La république des lettres doit à un concours de circonstances heureuses cette importante traduction. Après la célèbre révolution, qui, vers le milieu du dernier siècle, a fait passer sous la domination tartare le vaste empire de la Chine, Kang-hi monta sur le trône que lui avait acquis la valeur de ses ancêtres, & l’occupa pendant soixante ans. Ce prince, ami & protecteur des arts, qui les cultiva lui-même, & fut, au fond de l’Asie, ce qu’avaient été dans l’Europe les François Ier, les Cosme, les Léon X, n’eut pas plus tôt terminé les guerres, qui troublèrent les premières années de son règne, qu’il se livra tout entier à son goût pour la littérature & les sciences.
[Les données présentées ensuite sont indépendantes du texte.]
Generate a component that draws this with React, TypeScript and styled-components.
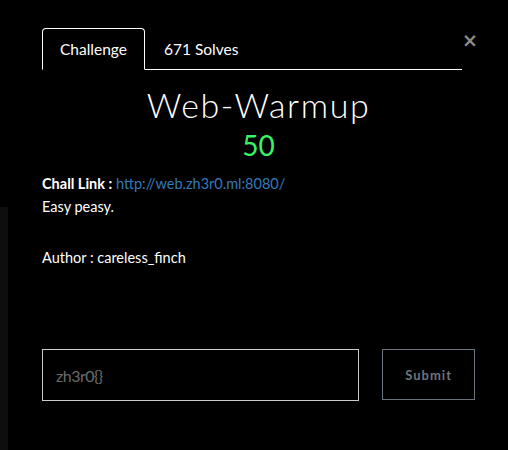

Jaloux d’accréditer sa langue maternelle, & d’en perpétuer l’usage, il résolut d’abord de procurer à la nation mantcheou , une version fidèle de la grande histoire chinoise : il assembla, dans cette vue, ce que l’empire avait de plus habiles lettrés dans les deux langues, en composa divers tribunaux, & leur fit exécuter cette traduction tartare. L’idée de Kang-hi fit naître au père de Mailla , qui se trouvait alors à la cour de Pé-kin, celle de tenter une version française de la même histoire ; ses essais furent heureux, & ses amis, auxquels il les communiqua, ne lui permirent plus de discontinuer ce travail. Enfin cet habile & laborieux missionnaire a eu le courage & la constance d’exécuter seul cette entreprise, qui paraissait devoir exiger les forces, la vie, & les lumières de plusieurs hommes réunis. Le père de Mailla était d’ailleurs plus en état que tout autre de faire passer ce grand ouvrage dans notre langue : on peut dire que peu d’Européens ont porté aussi loin que lui la connaissance de l’histoire & de la littérature des Chinois. Une étude opiniâtre, secondée d’une mémoire heureuse, lui avait rendu familiers leurs caractères, leurs arts, leurs sciences, leur mythologie ; il possédait tous leurs anciens livres, & il étonnait les lettrés mêmes, lorsqu’il en discourait avec eux.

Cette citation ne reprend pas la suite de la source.